Bizarre Coronarebellen
„Ich trage diese Maske nicht freiwillig, ich werde dazu gezwungen.“ T‑Shirts mit diesem Aufdruck, die bei der „Hygienedemo“ auf dem Cannstatter Wasen am 16. Mai häufig zu sehen sind, signalisieren wutbürgerliches Unbehagen. Die Wut der aufmüpfigen Staatsbürger richtet sich gegen die Merkel-Regierung, die „reine Panikmache“ betreibe, wodurch sie eine „Corona-Hysterie“ entfacht habe. Da das Corona-Virus „nicht so schlimm“ sei, müsse die Regierung der Frau Merkel einen schlimmen Plan verfolgen. Sie wolle „uns für dumm verkaufen“; hinter ihren Corona-Maßnahmen stecke „vielleicht etwas anderes“. (ZEIT-ONLINE, 17. 5. 2020)

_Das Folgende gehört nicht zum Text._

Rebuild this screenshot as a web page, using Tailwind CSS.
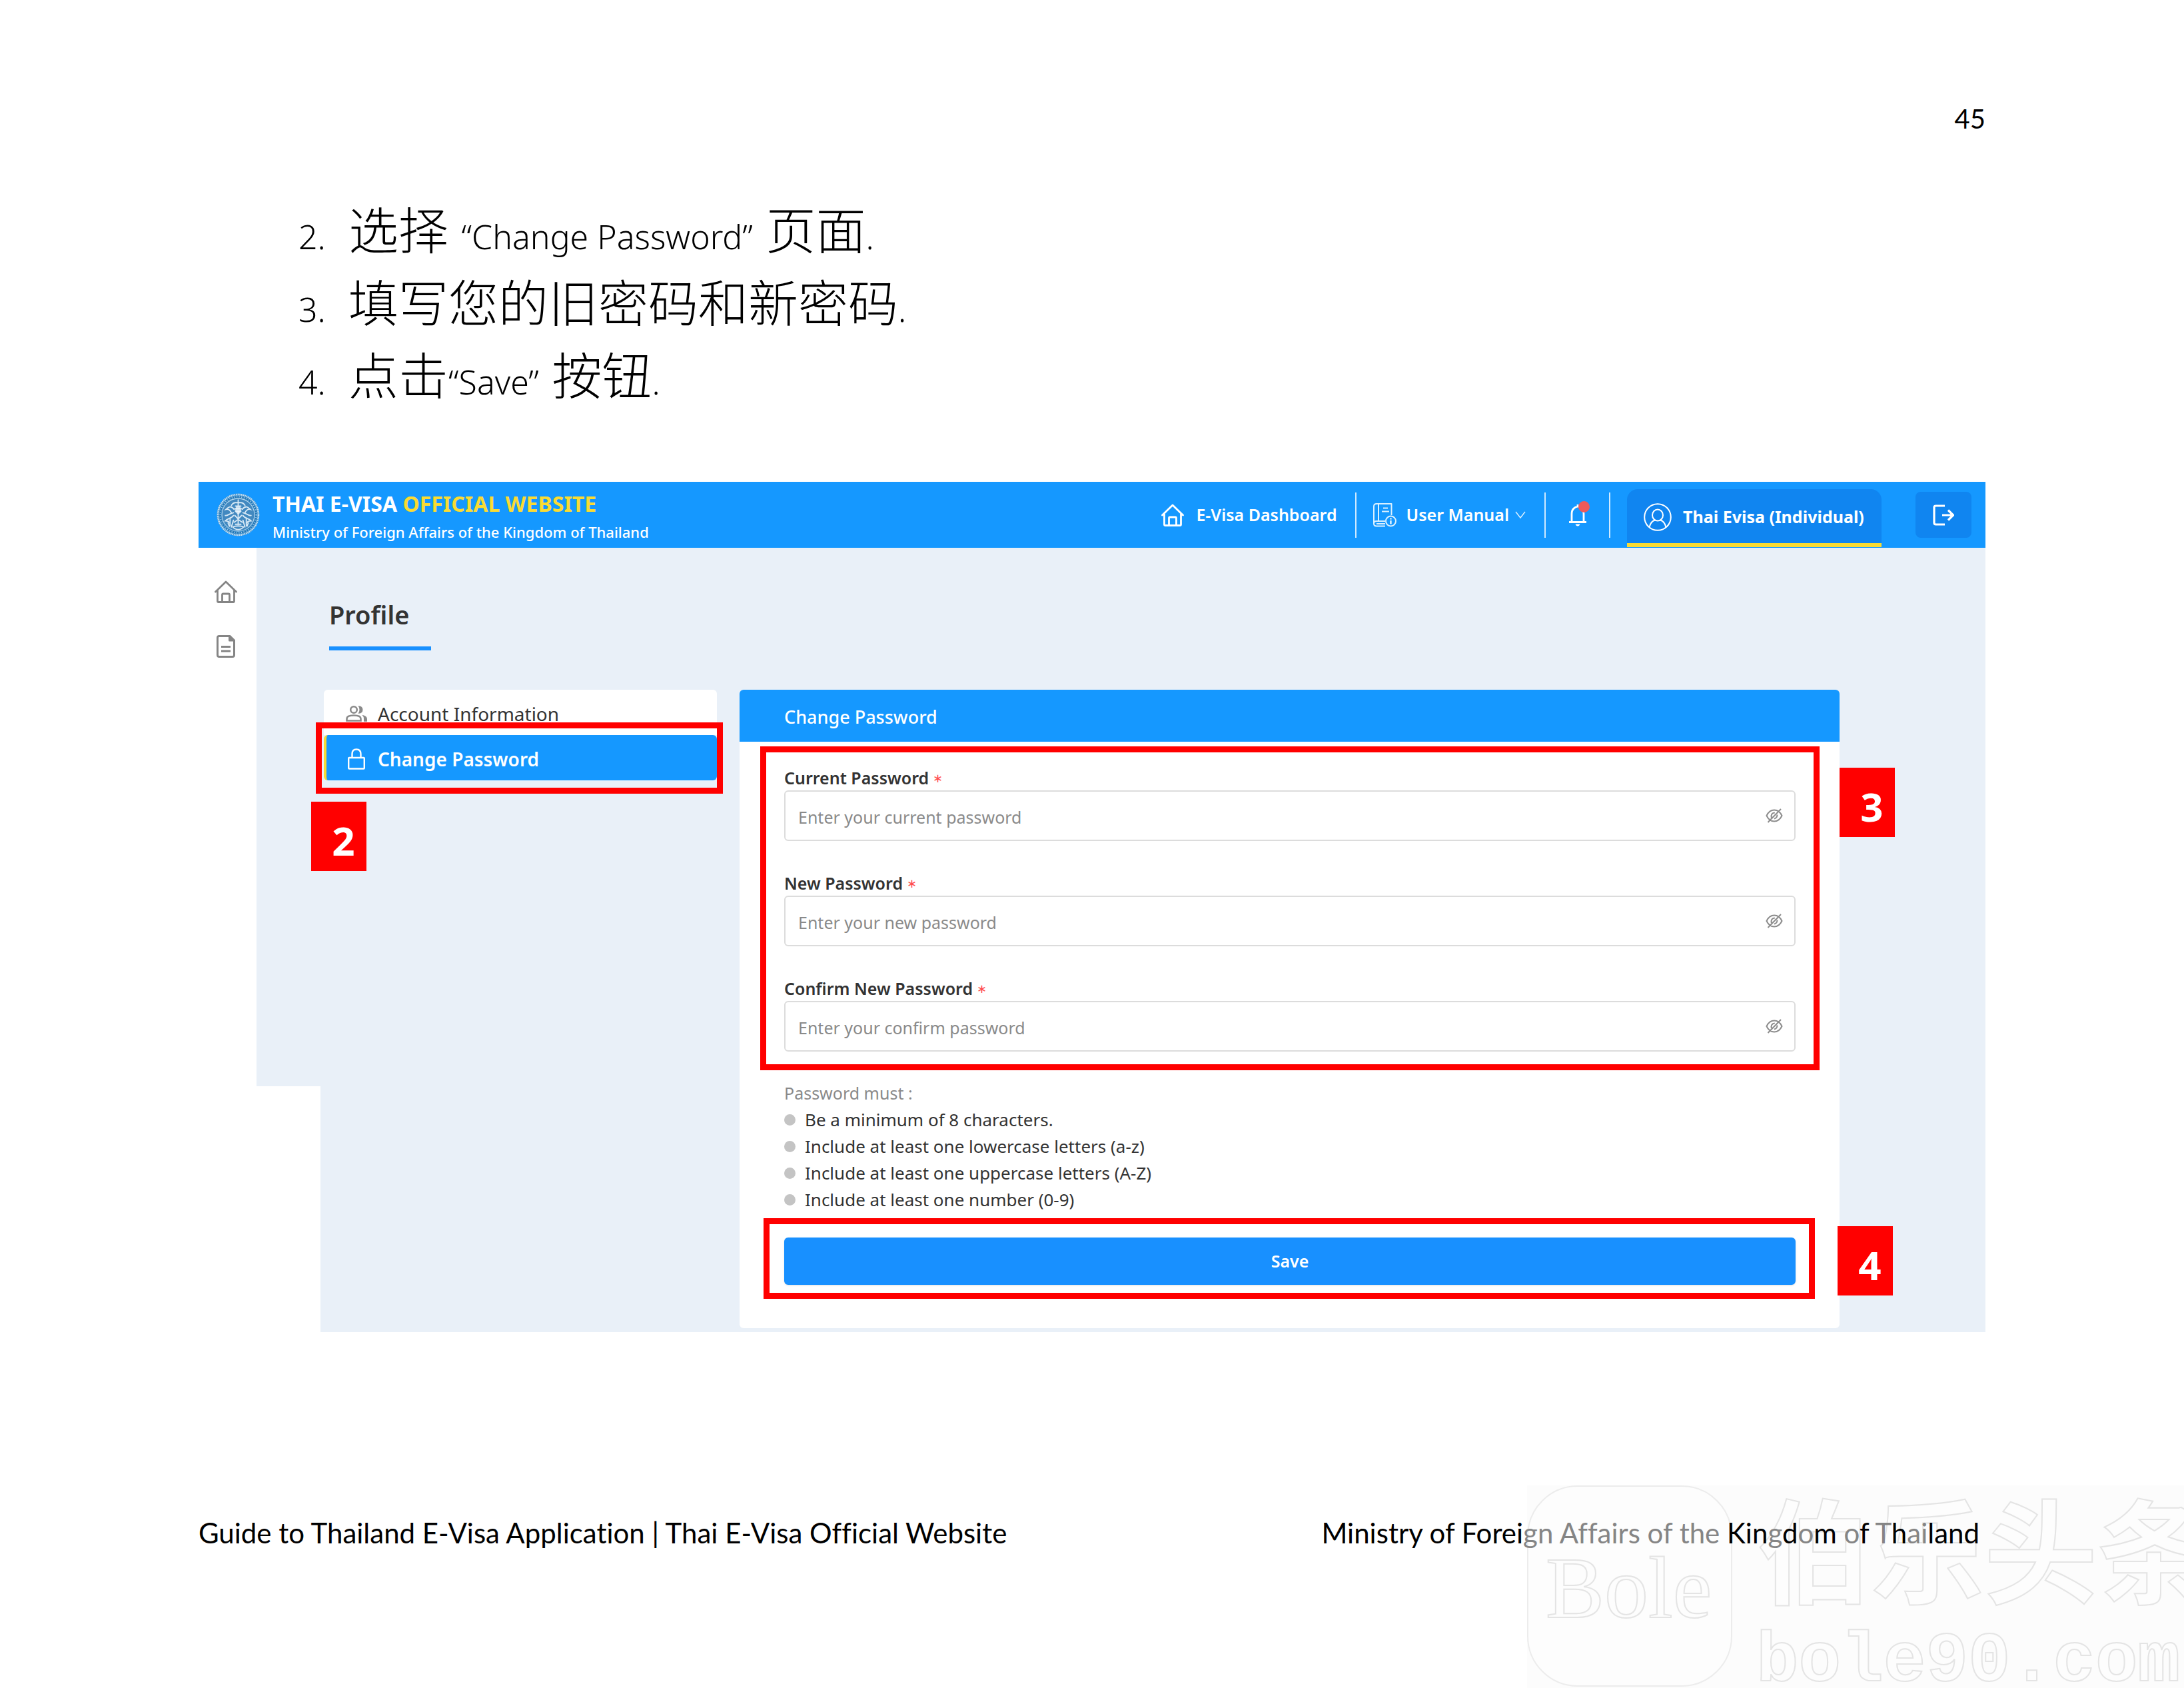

Faktenresistente Corona-Verharmloser, die an „Hygienedemos“ in Stuttgart und anderswo teilnehmen, glauben an personifizierende Verschwörungsmythen. Darum sind sie – anders als etliche Leute von der Partei Die Linke zu meinen scheinen – keine Bündnispartner für marxistische Antikapitalisten. Statt in eine Querfront eingebaut zu werden, müssten die bizarren Corona-Wutbürger sich zuallererst darüber aufklären lassen wollen, dass das staatliche Herrschaftspersonal unter Merkels Führung nicht zu viel, sondern zu wenig gegen die real existierende Corona-Pandemie unternimmt. Um nicht länger unterm Bann des Irrationalen zu stehen, gilt es für die verwirrten Wutbürger zu begreifen, dass der herrschende Staatsapparat keineswegs verschwörungsmäßig, sondern gemäß der kapitalistischen Profitlogik handelt: Weil es ihm infolgedessen um die Erhaltung der Funktionstüchtigkeit des kapitalistischen Marktwirtschaftssystems geht, beinhaltet der staatlich verordnete „Shutdown“ lediglich ein gebremstes Herunterfahren der „Wirtschaft“, so dass in den Produktionsstätten zahlreiche Arbeitskräfte zwecks Mehrwertabpressung einem hohen Gesundheitsrisiko ausgesetzt werden.
Anknüpfungspunkt für eine solche antikapitalistische Systemkritik, die bei Gegendemonstrationen vorgetragen wird, könnten allerdings die Befürchtungen sein, die querdenkende Coronarebellen im Hinblick auf den Abbau demokratischer Grundrechte umtreiben.